Don't do it for your kids' sake. Don't do it for other kids' sake. Why do it?

longtime caller, first time listener (man alive), Tuesday, 7 January 2020 15:58 (four years ago) link

I am familiar with Hannah-Jones's work.

As a reporter, I’d witnessed how the presence of even a handful of middle-class families made it less likely that a school would be neglected.

So isn't that just "white savior"ism (except not "white" in this case but affluent)?

longtime caller, first time listener (man alive), Tuesday, 7 January 2020 16:01 (four years ago) link

Don't do it for your kids' sake. Don't do it for other kids' sake. Why do it?

to expunge the sin from yr soul

Mordy, Tuesday, 7 January 2020 16:10 (four years ago) link

I think the concern she had is that a certain kind of parent sends their kid to the local elementary school (always the elementary school, they go private for middle and high) with the idea that it’s a culturally improving exchange for everyone involved and elementary school is low stakes. But because they know how to do it, they aggressively advocate for their own kid at the expense of other (more needy?) kids in the school while they’re there. I can she why she’d end up focussed on this issue because it’s a particular problem in LA.

𝔠𝔞𝔢𝔨 (caek), Tuesday, 7 January 2020 16:16 (four years ago) link

the idea of sending my kids to private school horrifies me. equally the idea of putting my kids into a terrible school where problem behaviour isn't addressed also horrifies me. the idea that i would get to weigh up this option is privilege. relative to what other parents' options are it's a privilege that's borderline obscene. i'm really grateful i don't live in a place where i have to make these decisions.

Li'l Brexit (Tracer Hand), Tuesday, 7 January 2020 16:16 (four years ago) link

I am familiar with Hannah-Jones's work.

/As a reporter, I’d witnessed how the presence of even a handful of middle-class families made it less likely that a school would be neglected./

So isn't that just "white savior"ism (except not "white" in this case but affluent)?


It’s an observation not a claim of how things should be?

𝔠𝔞𝔢𝔨 (caek), Tuesday, 7 January 2020 16:17 (four years ago) link

who are these people who aggressively advocate for things at their kids' schools? who has time/energy for this?? i mean hats off to those who do i guess, if it's advocacy that helps the school at large but yes i can see big-time why that would be a mark of privilege. that said in my neighbourhood in london there is a not-insubstantial contingent of busybody working class mums (it's always mums) who are nobody's picture of privilege but who are constantly up in the head teacher's grill, pestering her about everything. i'm grateful for them tbh.

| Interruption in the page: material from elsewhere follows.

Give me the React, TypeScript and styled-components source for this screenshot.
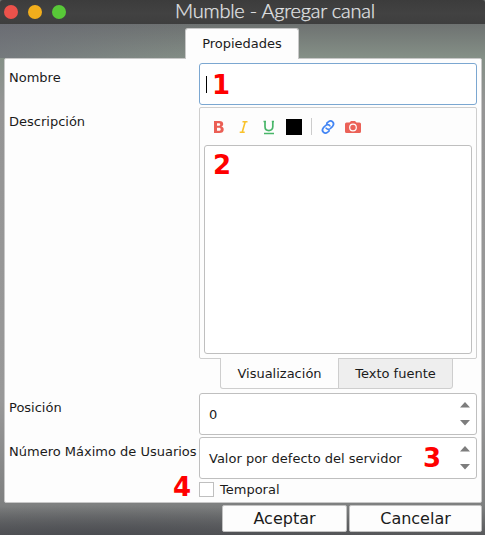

Li'l Brexit (Tracer Hand), Tuesday, 7 January 2020 16:24 (four years ago) link

In another episode, the hosts tied themselves in knots about how even sending your kid to a poor minority school can be "opportunity hoarding" if you treat it as an experience primarily to benefit your kid (tbh I don't know if I'm relating this correctly bc I didn't understand it), but then at the same time, you also have to avoid the "white savior" mentality where you are sending your kid there to help the other kids, so somehow you are supposed to walk "down the middle" between these two things but I have no idea how that's supposed to happen.

i haven't heard the episode so obv i have no idea about how they discussed these things.

but is it possible that what you're hearing as "don't do this" and "don't do that" is closer to "be aware that some parents do this" and "be aware that some parents do that"?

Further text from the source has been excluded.